A second objection or question, and a theme that I know a bunch of great people have worked hard to make a big part of our conference over the next few days [shout out to Libby Porter, Lara Daley, Michelle Thompson-Fawcett, Michele Lobo, Jamal Nabulsi who have organised the sessions on reckoning with settler colonial cities]: what does it mean to talk about equality and justice on stolen land? First Nations struggles for land rights, for self-determination, for treaties and sovereignty, for reparations certainly challenge received ideas of equality and justice. 

I've been reading Johanna Perheentup’s history of Redfern Aboriginal activism in 1970s, which she says “challenged common understandings about equal treatment as equal means by aiming for equal outcomes … as part of its project of Aboriginal self-determination” (172). That movement inaugurated a battle over the meaning of equality in Australian urban and social/economic policy. Some in that movement saw Aboriginal self-determination as a pathway to equality, part of its rethinking for our times and spaces. Others see self-determination and decolonisation as a challenge to the very centering of the signifier of equality in a politics of justice.

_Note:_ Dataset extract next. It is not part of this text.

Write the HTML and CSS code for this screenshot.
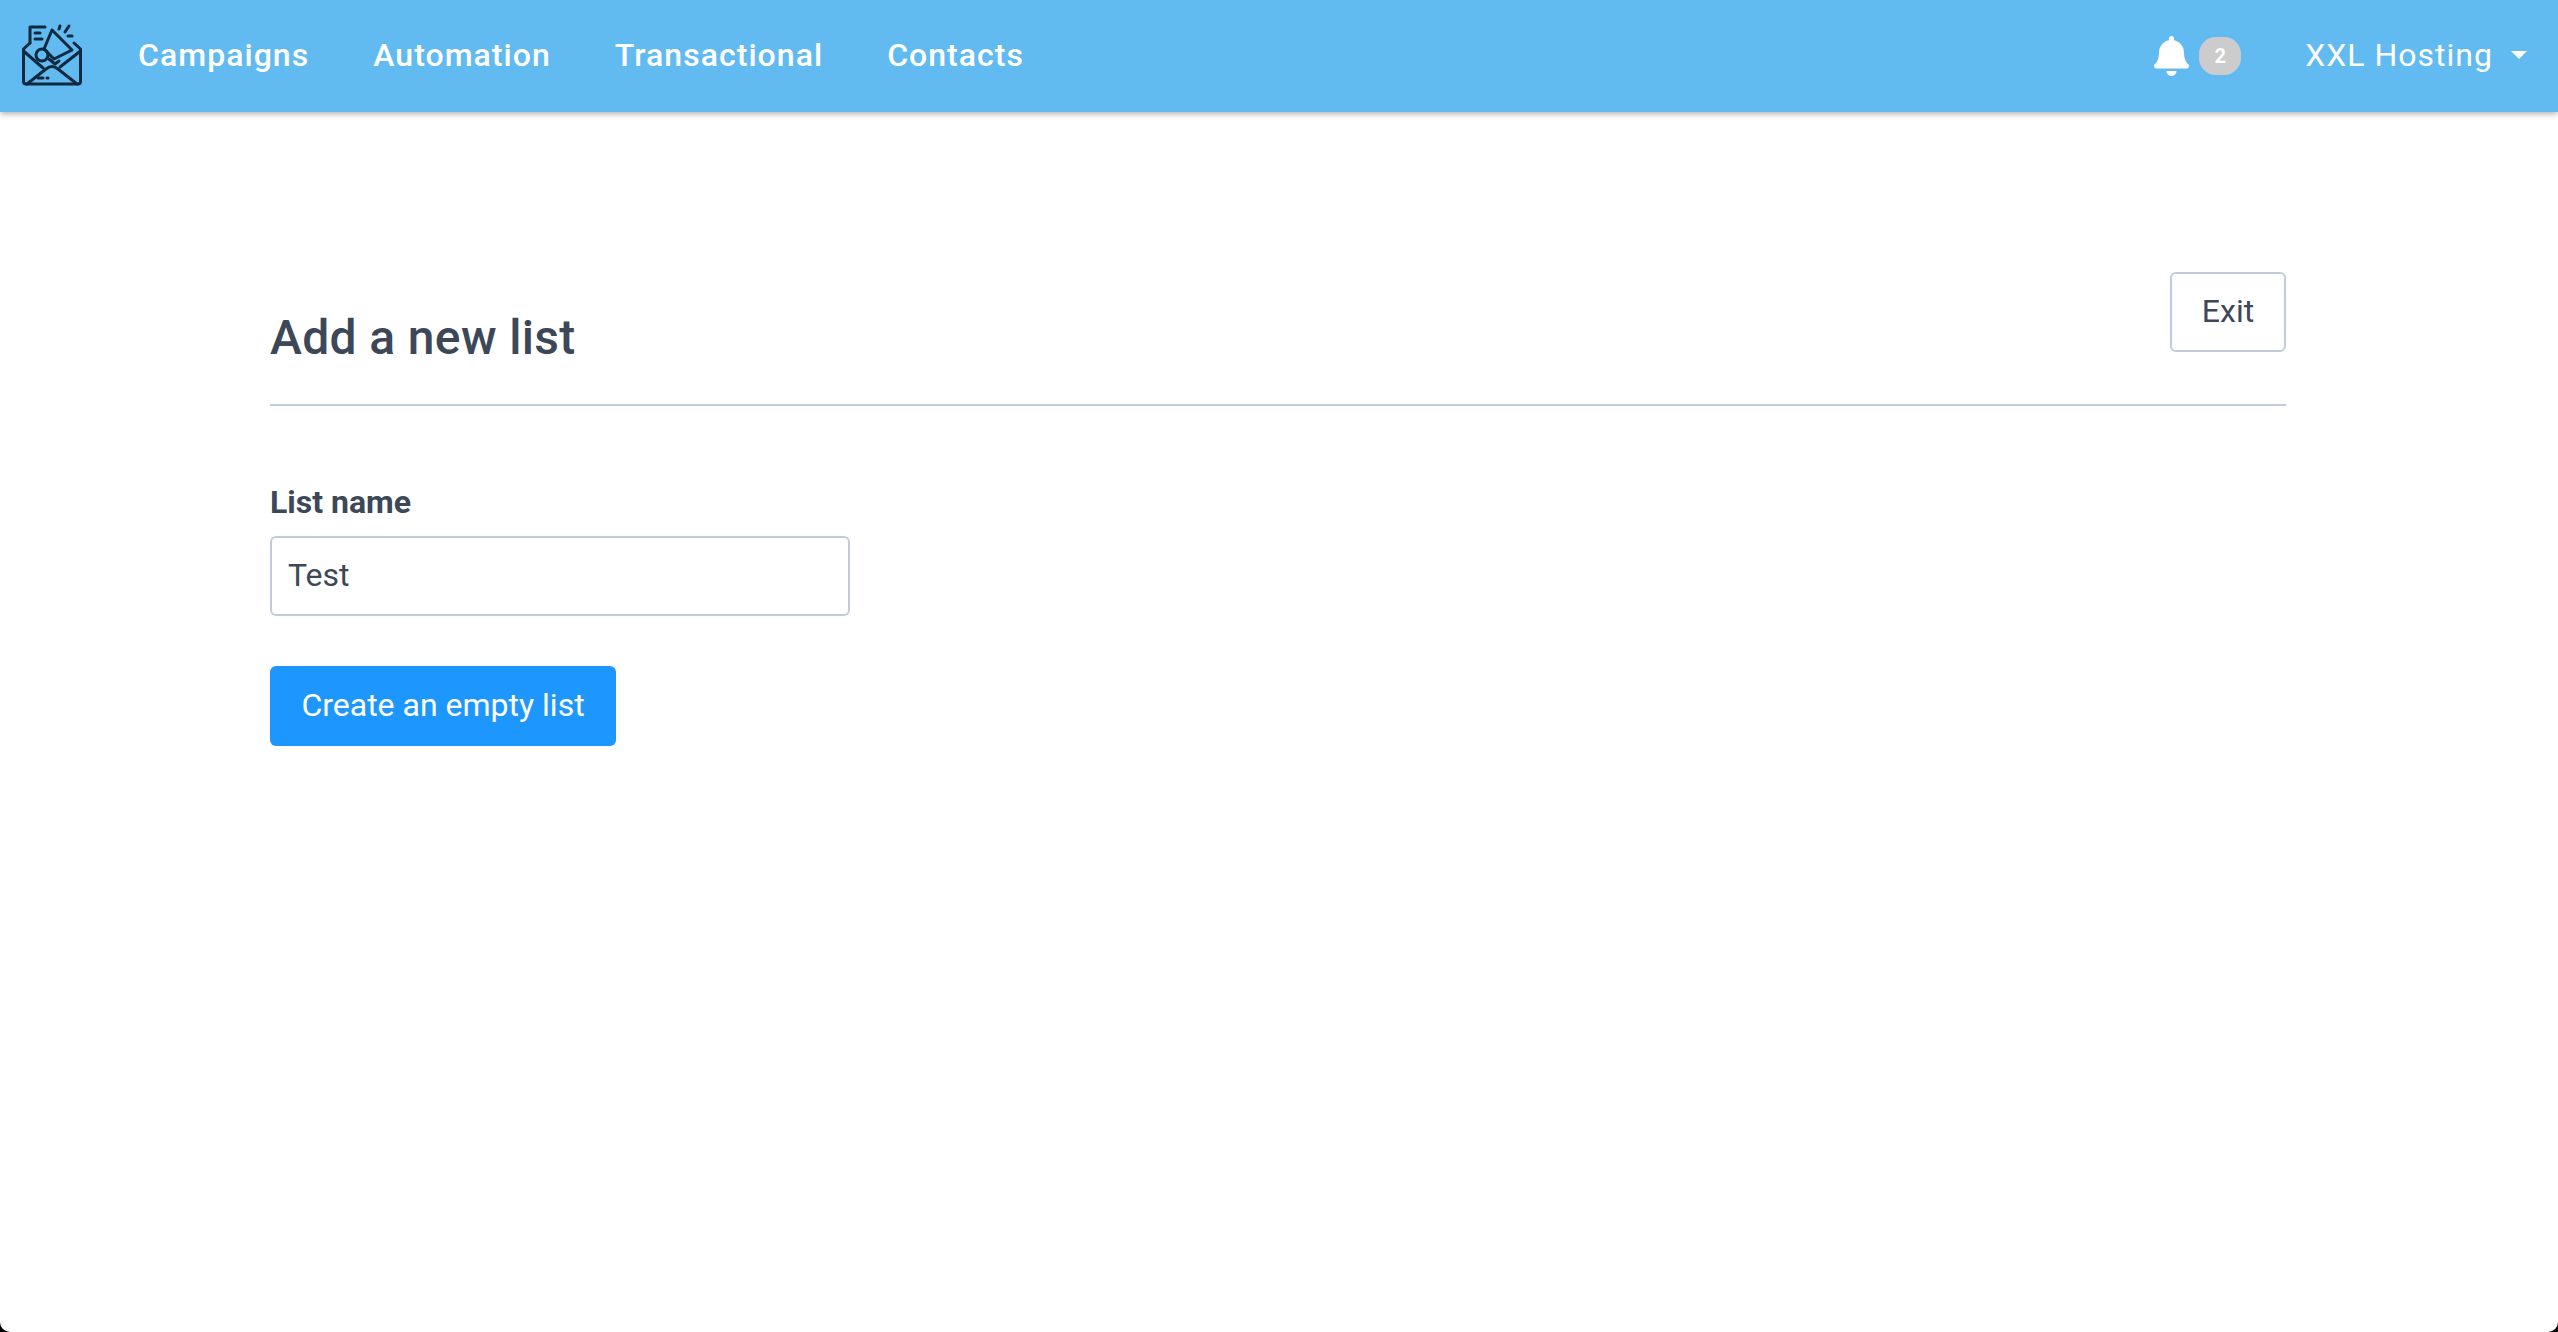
FILE: index.html
```html
<!DOCTYPE html>
<html lang="en">
<head>
<meta charset="utf-8">
<title>Add a new list</title>
<link rel="stylesheet" href="styles.css">
</head>
<body>
<div class="page">
  <nav class="topbar">
    <a class="logo" href="#" aria-label="Home">
      <svg width="60" height="60" viewBox="0 0 60 60" fill="none" stroke="#0f2a40" stroke-width="3" stroke-linejoin="round" stroke-linecap="round">
        <path d="M8 17V1H23"/>
        <path d="M13 7H18M13 13H20"/>
        <path d="M8 17L1.500 23V55.500Q1.500 58 4 58H56Q58.500 58 58.500 55.500V23L52 17"/>
        <path d="M1.500 25L21 42M58.500 25L38 41"/>
        <path d="M5 58L24 43Q30 38 36 43L55 58"/>
        <path d="M30 4L50 24L32 33L22 23Z"/>
        <circle cx="20" cy="29" r="6"/>
        <path d="M27 33L33 38L37 35"/>
        <path d="M38 0L37 3M47 0L43 6M50 10H46M16 52H21M25 52H26"/>
      </svg>
    </a>
    <ul class="menu">
      <li><a href="#">Campaigns</a></li>
      <li><a href="#">Automation</a></li>
      <li><a href="#">Transactional</a></li>
      <li><a href="#">Contacts</a></li>
    </ul>
    <div class="notify">
      <svg class="bell" width="35" height="40" viewBox="0 0 448 512" fill="#fff"><path d="M224 512c35.320 0 63.970-28.650 63.970-64H160.030c0 35.350 28.650 64 63.970 64zm215.390-149.710c-19.320-20.760-55.470-51.990-55.470-154.290 0-77.700-54.480-139.900-127.940-155.160V32c0-17.670-14.320-32-31.980-32s-31.980 14.330-31.980 32v20.840C118.560 68.100 64.080 130.300 64.080 208c0 102.300-36.150 133.530-55.470 154.290-6 6.450-8.660 14.160-8.610 21.710.110 16.400 12.980 32 32.100 32h383.800c19.120 0 32-15.600 32.100-32 .050-7.550-2.610-15.270-8.610-21.710z"/></svg>
      <span class="badge">2</span>
    </div>
    <a class="account" href="#">XXL Hosting<span class="caret"></span></a>
  </nav>

  <main class="content">
    <header class="head">
      <h1 class="title">Add a new list</h1>
      <button class="btn-exit" type="button">Exit</button>
    </header>
    <form class="form">
      <label class="label" for="list-name">List name</label>
      <input class="input" id="list-name" type="text" value="Test">
      <button class="btn-primary" type="button">Create an empty list</button>
    </form>
  </main>
</div>
</body>
</html>
```

FILE: styles.css
```css
* { box-sizing: border-box; }
html, body { margin: 0; height: 100%; background: #000; }
body { font-family: Roboto, "Liberation Sans", sans-serif; color: #3c4858; overflow: hidden; }
.page { height: 1332px; background: #fff; border-radius: 0 0 10px 10px; overflow: hidden; }

.topbar {
  height: 112px; background: #61bbf1; display: flex; align-items: center;
  padding: 0 31px 0 22px; box-shadow: 0 2px 6px rgba(0,0,0,.3); position: relative;
}
.logo { display: block; width: 60px; height: 60px; margin-right: 56px; }
.logo svg { display: block; overflow: visible; }
.menu { display: flex; gap: 64px; list-style: none; margin: 0 0 2px; padding: 0; flex: 1; }
.menu a { color: #fff; text-decoration: none; font-size: 32px; font-weight: 500; letter-spacing: 1.04px; }
.notify { display: flex; align-items: center; gap: 10px; margin-right: 64px; margin-bottom: 1px; }
.bell { display: block; }
.badge {
  width: 42px; height: 38px; border-radius: 17px; background: #ccc; color: #fff;
  font-size: 20px; font-weight: 700; display: flex; align-items: center; justify-content: center;
}
.account { color: #fff; text-decoration: none; font-size: 32px; letter-spacing: 1px; display: flex; align-items: center; padding-bottom: 2px; }
.caret { width: 0; height: 0; margin-left: 18px; border: 8px solid transparent; border-top-color: #fff; border-bottom: 0; }

.content { padding: 160px 272px 0 270px; }
.head { display: flex; justify-content: space-between; align-items: flex-start; height: 134px; border-bottom: 2px solid #c0ccda; }
.title { margin: 38px 0 0; font-size: 48px; line-height: 56px; font-weight: 500; letter-spacing: .35px; }
.btn-exit {
  width: 116px; height: 80px; background: #fff; border: 2px solid #c0ccda; border-radius: 6px; padding: 0 0 2px;
  color: #3c4858; font: 400 32px Roboto, sans-serif;
}
.form { display: flex; flex-direction: column; align-items: flex-start; padding-top: 76px; }
.label { font-size: 32px; line-height: 40px; font-weight: 700; margin-bottom: 14px; }
.input {
  width: 580px; height: 80px; border: 2px solid #c0ccda; border-radius: 6px; padding: 0 16px 3px;
  color: #3c4858; font: 400 32px Roboto, sans-serif; outline: none;
}
.btn-primary {
  width: 346px; height: 80px; margin-top: 50px; background: #1d97fd; border: 0; border-radius: 6px; padding: 0 0 2px;
  color: #fff; font: 400 32px Roboto, sans-serif;
}
```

A third objection or question, and also one which plenty of folks are talking about at the conference, is a question about the relationship between the project of equality and ecological limits (shout out here to Wendy Steele, Donna Houston, Jean Hillier, Diana MacCallum, Jason Byrne whose book on quiet climate activisms is being launched at the conference). The challenge here is how we might put these together in practice, not just theory! Promisingly, proposals for Green New Deals or Real Deals like one I’m involved in via the Sydney Policy Lab recognise that the failure to centre equality alongside ecology in environmental politics is often what has held it back, stopped it finding the kind of broad support required for transformation. They push back on the idea that addressing climate change is too urgent to worry about inequality.

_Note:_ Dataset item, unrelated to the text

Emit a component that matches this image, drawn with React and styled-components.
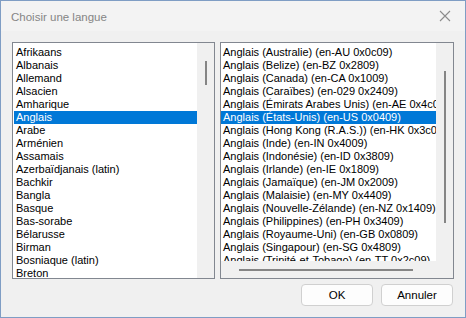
import styled, { createGlobalStyle } from "styled-components";

const LANGUAGES = [
   "Afrikaans", "Albanais", "Allemand", "Alsacien", "Amharique", "Anglais",
   "Arabe", "Arménien", "Assamais", "Azerbaïdjanais (latin)", "Bachkir",
   "Bangla", "Basque", "Bas-sorabe", "Bélarusse", "Birman",
   "Bosniaque (latin)", "Breton",
]

const VARIANTS = [
   "Anglais (Australie) (en-AU 0x0c09)",
   "Anglais (Belize) (en-BZ 0x2809)",
   "Anglais (Canada) (en-CA 0x1009)",
   "Anglais (Caraïbes) (en-029 0x2409)",
   "Anglais (Émirats Arabes Unis) (en-AE 0x4c09)",
   "Anglais (États-Unis) (en-US 0x0409)",
   "Anglais (Hong Kong (R.A.S.)) (en-HK 0x3c09)",
   "Anglais (Inde) (en-IN 0x4009)",
   "Anglais (Indonésie) (en-ID 0x3809)",
   "Anglais (Irlande) (en-IE 0x1809)",
   "Anglais (Jamaïque) (en-JM 0x2009)",
   "Anglais (Malaisie) (en-MY 0x4409)",
   "Anglais (Nouvelle-Zélande) (en-NZ 0x1409)",
   "Anglais (Philippines) (en-PH 0x3409)",
   "Anglais (Royaume-Uni) (en-GB 0x0809)",
   "Anglais (Singapour) (en-SG 0x4809)",
   "Anglais (Trinité-et-Tobago) (en-TT 0x2c09)",
]

function App() {
   return (
      <>
         <GlobalStyle />
         <Window>
            <TitleBar>
               <Title>Choisir une langue</Title>
               <CloseIcon width="12" height="12" viewBox="0 0 12 12">
                  <path d="M1 1 L11 11 M11 1 L1 11" stroke="#8c8c8c" strokeWidth="1.1" fill="none" />
               </CloseIcon>
            </TitleBar>

            <Body>
               <Lists>
                  <ListBox $width={203}>
                     <Items>
                        {LANGUAGES.map(name => (
                           <Item key={name} $selected={name === "Anglais"}>{name}</Item>
                        ))}
                     </Items>
                     <VScroll>
                        <VThumb $top={18} $height={24} />
                     </VScroll>
                  </ListBox>

                  <ListBox $width={234} $grid>
                     <Items $wide>
                        {VARIANTS.map(name => (
                           <Item key={name} $selected={name.includes("États-Unis")}>{name}</Item>
                        ))}
                     </Items>
                     <VScroll>
                        <VThumb $top={28} $height={152} />
                     </VScroll>
                     <HScroll>
                        <HThumb $left={18} $width={174} />
                     </HScroll>
                     <Corner />
                  </ListBox>
               </Lists>

               <Buttons>
                  <Button>OK</Button>
                  <Button>Annuler</Button>
               </Buttons>
            </Body>
         </Window>
      </>
   )
}


// STYLED COMPONENTS

const GlobalStyle = createGlobalStyle`
   html, body {
      margin: 0;
      padding: 0;
      background: #f0f0f0;
   }
   * {
      box-sizing: border-box;
   }
`

const Window = styled.div`
   width: 466px;
   height: 318px;
   border: solid 1px #7f9dc4;
   display: flex;
   flex-direction: column;
   font-family: "Liberation Sans", Arial, sans-serif;
   background-color: #f0f0f0;
`

const TitleBar = styled.div`
   height: 30px;
   flex: none;
   display: flex;
   align-items: center;
   justify-content: space-between;
   padding: 0 9px 0 10px;
   background-color: #f3f3f3;
`

const Title = styled.div`
   font-size: 11.5px;
   color: #858585;
   margin-top: 1px;
`

const CloseIcon = styled.svg`
   display: block;
   margin-right: 5px;
`

const Body = styled.div`
   flex: 1;
   display: flex;
   flex-direction: column;
   gap: 5px;
   padding: 11px;
`

const Lists = styled.div`
   height: 237px;
   display: flex;
   gap: 5px;
`

const ListBox = styled.div`
   width: ${p => p.$width}px;
   height: 100%;
   border: solid 1px #828790;
   background-color: #fff;
   display: ${p => (p.$grid ? "grid" : "flex")};
   grid-template-columns: 1fr 17px;
   grid-template-rows: 1fr 17px;
   overflow: hidden;
`

const Items = styled.div`
   flex: 1;
   min-width: 0;
   min-height: 0;
   overflow: hidden;
   padding: ${p => (p.$wide ? "3px 0 0 0" : "3px 0 0 1px")};
   font-size: 11px;
`

const Item = styled.div`
   height: 13px;
   line-height: 13px;
   padding-left: 2px;
   white-space: nowrap;
   overflow: hidden;
   color: ${p => (p.$selected ? "#fff" : "#000")};
   background-color: ${p => (p.$selected ? "#0078d7" : "transparent")};
`

const VScroll = styled.div`
   width: 17px;
   flex: none;
   background-color: #f0f0f0;
   display: flex;
   justify-content: center;
`

const VThumb = styled.div`
   width: 2px;
   height: ${p => p.$height}px;
   margin-top: ${p => p.$top}px;
   margin-left: 1px;
   background-color: #858585;
`

const HScroll = styled.div`
   background-color: #f0f0f0;
   display: flex;
   align-items: center;
`

const HThumb = styled.div`
   height: 2px;
   width: ${p => p.$width}px;
   margin-left: ${p => p.$left}px;
   margin-top: 1px;
   background-color: #858585;
`

const Corner = styled.div`
   background-color: #f0f0f0;
`

const Buttons = styled.div`
   display: flex;
   justify-content: flex-end;
   gap: 8px;
   padding-right: 1px;
`

const Button = styled.button`
   width: 72px;
   height: 22px;
   border: solid 1px #d0d0d0;
   border-radius: 4px;
   background-color: #fdfdfd;
   font-family: "Liberation Sans", Arial, sans-serif;
   font-size: 11.5px;
   color: #000;
   padding: 0;
`

export default App;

So yes, the method of equality generates a bunch of questions and objections, and isn’t a silver bullet or magic answer to the issues Steve identified. But I’m encouraging us all to take the reconstruction of equality as seriously as we take the collection of evidence about inequality. We do this by paying attention to equality’s enactments in everyday urban life, thinking about those enactments and what they are teaching us about equality. And our research relationships with the people who practice them might just form the basis for the kinds of coalitions that Steve urges us to make, which will make such a difference to translating everyday equality into transformative institutionalised interventions.